Pop really was incurious about that stuff too — strange, because he trained as a draughtsman and in the frequent gaps between roles worked through a job shop to make the ends get closer together (never really meeting, if you catch the drift.)
He had poor vision, so would adapt James Thurber’s habit of writing big on walls by bending over his board, inches from the surface, to see what he drew. Aircraft parts, buildings, all kinds of stuff he drew, not one of which he understood at a mechanical level.
These habits rubbed off on me, and until I spent 5 years as a construction laborer, I too could not figure out anything remotely mechanical.

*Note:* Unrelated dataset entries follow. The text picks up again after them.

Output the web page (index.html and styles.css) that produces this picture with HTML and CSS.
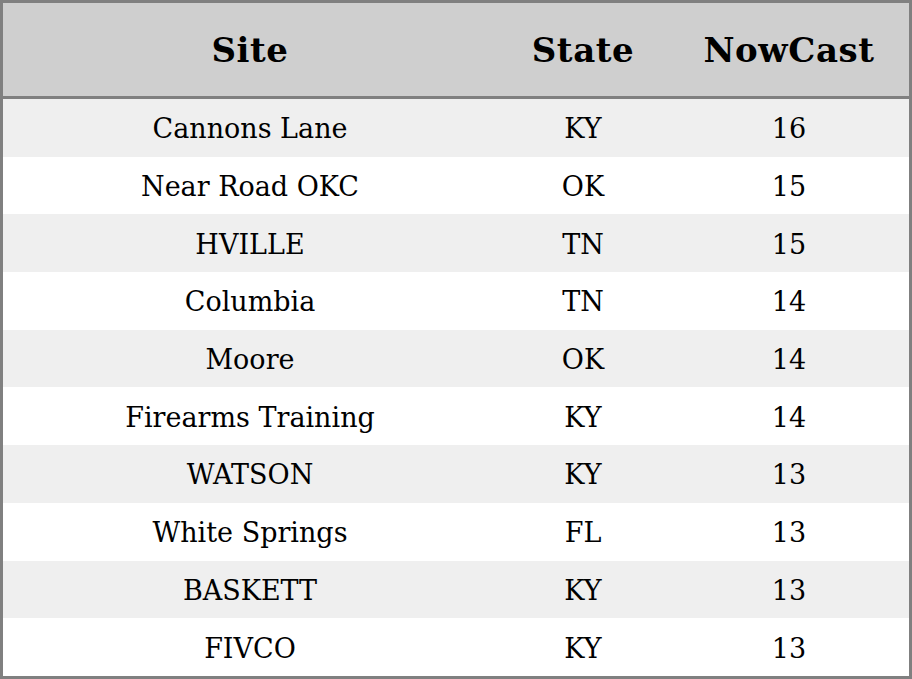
FILE: index.html
```html
<!DOCTYPE html>
<html>
<head>
<meta charset="utf-8">
<link rel="stylesheet" href="styles.css">
</head>
<body>
<table class="aq">
  <colgroup>
    <col class="c-site">
    <col class="c-state">
    <col class="c-now">
  </colgroup>
  <thead>
    <tr class="head"><th>Site</th><th>State</th><th>NowCast</th></tr>
  </thead>
  <tbody>
    <tr><td>Cannons Lane</td><td>KY</td><td>16</td></tr>
    <tr><td>Near Road OKC</td><td>OK</td><td>15</td></tr>
    <tr><td>HVILLE</td><td>TN</td><td>15</td></tr>
    <tr><td>Columbia</td><td>TN</td><td>14</td></tr>
    <tr><td>Moore</td><td>OK</td><td>14</td></tr>
    <tr><td>Firearms Training</td><td>KY</td><td>14</td></tr>
    <tr><td>WATSON</td><td>KY</td><td>13</td></tr>
    <tr><td>White Springs</td><td>FL</td><td>13</td></tr>
    <tr><td>BASKETT</td><td>KY</td><td>13</td></tr>
    <tr><td>FIVCO</td><td>KY</td><td>13</td></tr>
  </tbody>
</table>
</body>
</html>
```
FILE: styles.css
```css
html, body {
  margin: 0;
  padding: 0;
  background: #ffffff;
}
.aq {
  width: 912px;
  height: 679px;
  box-sizing: border-box;
  border: 3px solid #808080;
  border-collapse: separate;
  border-spacing: 0;
  font-family: "DejaVu Serif", serif;
  color: #000000;
  table-layout: fixed;
}
.c-site { width: 494px; }
.c-state { width: 172px; }
.c-now { width: 240px; }
.head th {
  height: 93px;
  background: #cfcfcf;
  border-bottom: 3px solid #808080;
  font-size: 34px;
  font-weight: bold;
  letter-spacing: 0.6px;
  text-align: center;
  padding: 0;
}
.aq td {
  height: 55.7px;
  padding: 2px 0 0 0;
  text-align: center;
  font-size: 27px;
}
.aq tbody tr:nth-child(odd) td {
  background: #efefef;
}
```
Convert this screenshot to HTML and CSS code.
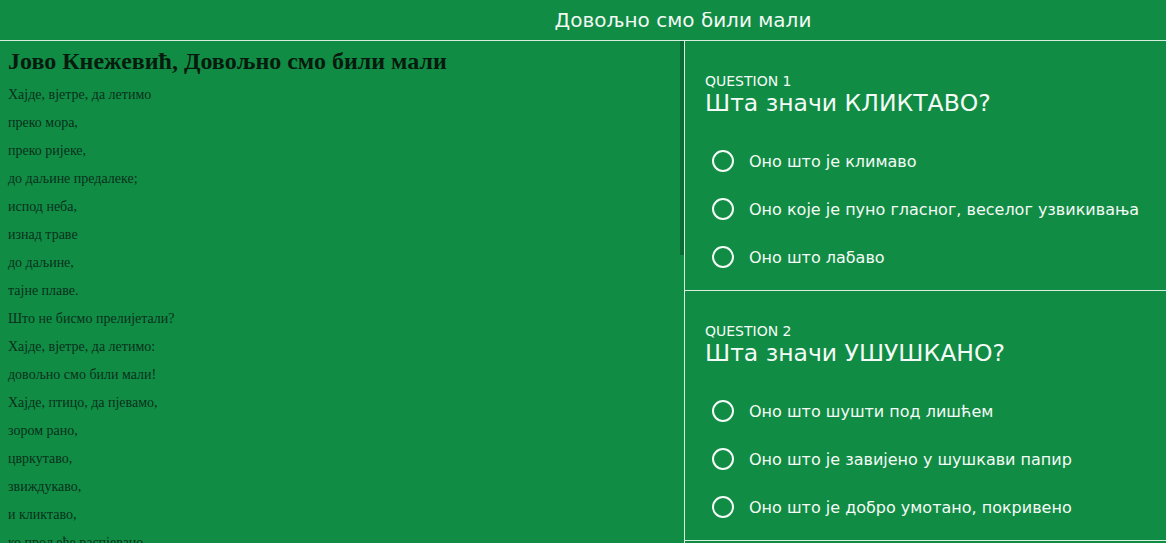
FILE: index.html
```html
<!DOCTYPE html>
<html lang="sr">
<head>
    <meta charset="UTF-8">
    <meta name="viewport" content="width=device-width, initial-scale=1.0">
    <title>Довољно смо били мали</title>
    <link rel="stylesheet" href="styles.css">
</head>
<body>
    <header class="top-bar">
        <h1 class="top-title">Довољно смо били мали</h1>
    </header>

    <main class="layout">
        <section class="reading">
            <h2 class="reading-title">Јово Кнежевић, Довољно смо били мали</h2>
            <div class="poem">
                <p>Хајде, вјетре, да летимо</p>
                <p>преко мора,</p>
                <p>преко ријеке,</p>
                <p>до даљине предалеке;</p>
                <p>испод неба,</p>
                <p>изнад траве</p>
                <p>до даљине,</p>
                <p>тајне плаве.</p>
                <p>Што не бисмо прелијетали?</p>
                <p>Хајде, вјетре, да летимо:</p>
                <p>довољно смо били мали!</p>
                <p>Хајде, птицо, да пјевамо,</p>
                <p>зором рано,</p>
                <p>цвркутаво,</p>
                <p>звиждукаво,</p>
                <p>и кликтаво,</p>
                <p>ко прољеће распјевано.</p>
            </div>
        </section>
        <span class="scroll-thumb"></span>

        <section class="quiz">
            <div class="question">
                <div class="question-label">QUESTION 1</div>
                <div class="question-text">Шта значи КЛИКТАВО?</div>
                <ul class="answers">
                    <li class="answer"><span class="radio"></span>Оно што је климаво</li>
                    <li class="answer"><span class="radio"></span>Оно које је пуно гласног, веселог узвикивања</li>
                    <li class="answer"><span class="radio"></span>Оно што лабаво</li>
                </ul>
            </div>

            <div class="question">
                <div class="question-label">QUESTION 2</div>
                <div class="question-text">Шта значи УШУШКАНО?</div>
                <ul class="answers">
                    <li class="answer"><span class="radio"></span>Оно што шушти под лишћем</li>
                    <li class="answer"><span class="radio"></span>Оно што је завијено у шушкави папир</li>
                    <li class="answer"><span class="radio"></span>Оно што је добро умотано, покривено</li>
                </ul>
            </div>
        </section>
    </main>
</body>
</html>
```

FILE: styles.css
```css
html, body {
    height: 100%;
}

body {
    margin: 0;
    background-color: #118c45;
    color: #f4fbf6;
    font-family: "DejaVu Sans", Verdana, sans-serif;
    overflow: hidden;
}

.top-bar {
    height: 40px;
    border-bottom: 1px solid #d8efe0;
    padding-left: 200px;
    display: flex;
    align-items: center;
    justify-content: center;
}

.top-title {
    margin: 0;
    font-size: 20px;
    font-weight: normal;
    color: #f1faf4;
}

.layout {
    display: flex;
    height: 502px;
    position: relative;
}

.reading {
    width: 685px;
    flex-shrink: 0;
    box-sizing: border-box;
    border-right: 1px solid #d8efe0;
    overflow: hidden;
    padding: 0 8px;
    font-family: "Liberation Serif", "Times New Roman", serif;
    color: #07301a;
}

/* scrollbar of the poem panel */
.scroll-thumb {
    position: absolute;
    left: 680px;
    top: 0;
    width: 4px;
    height: 214px;
    background: #0b6a34;
}

.reading-title {
    margin: 7px 0 12px;
    font-size: 24px;
    line-height: 27px;
    color: #061a0d;
}

.poem p {
    margin: 12px 0;
    font-size: 14px;
    line-height: 16px;
}

.quiz {
    flex: 1;
    min-width: 0;
    overflow: hidden;
}

.question {
    height: 250px;
    border-bottom: 1px solid #d8efe0;
    padding: 32px 20px 0;
    box-sizing: border-box;
}

.question-label {
    font-size: 14px;
    line-height: 16px;
}

.question-text {
    font-size: 23.5px;
    line-height: 28px;
}

.answers {
    list-style: none;
    margin: 20px 0 0;
    padding: 0 0 0 7px;
}

.answer {
    height: 48px;
    display: flex;
    align-items: center;
    font-size: 16px;
    white-space: nowrap;
}

.radio {
    width: 18px;
    height: 18px;
    border: 2px solid #f4fbf6;
    border-radius: 50%;
    margin-right: 15px;
    flex-shrink: 0;
}
```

I could take stuff apart, but even with the book, a map and a flashlight could not find my butt with two hands to put it all back together.
Now I am, rather, handy. As long as it doesn’t involve measuring, cutting or other feats of advanced engineering, I’m good. Hanging picture, repairing cabinet doors, chopping firewood…
😀
Thanks for that testimony, Sean. Clearly you’ve thought about your dad’s relationship to the physical world and the machines on which he depends—and yours. I think most men have to contend with this question, in a way that maybe many women do not.
My dad actually wrote about this, in a little book he published about raising kids, called A Child to Change Your Life. He said he wanted his kids “to know I don’t agree with ‘anything worth doing is worth doing well’ (which both my carpentry and crabgrass will prove to them). Because, it seems to me, to do just one or two things really well takes almost as much time, patience, practice, care, and concentration as most of us have to give.”
THIS: “He is a hoarder of competence.” My favorite line. Especially since so many of us can hoard insecurities about our supposed areas of “failure” — even if our competence FAR outshines others IN OTHER AREAS. (To wit: Can Igor write a blog that makes me LAUGH OUT LOUD or think about something new?) You are a hoarder of intellectual competence, DaMurr. That is a good thing to be.
I’m a hoarder of you, Amy Gooen. (Thanks.)
Awww. Blushing.
David, no one can ever accuse you of becoming unhinged. And if they do, screw them.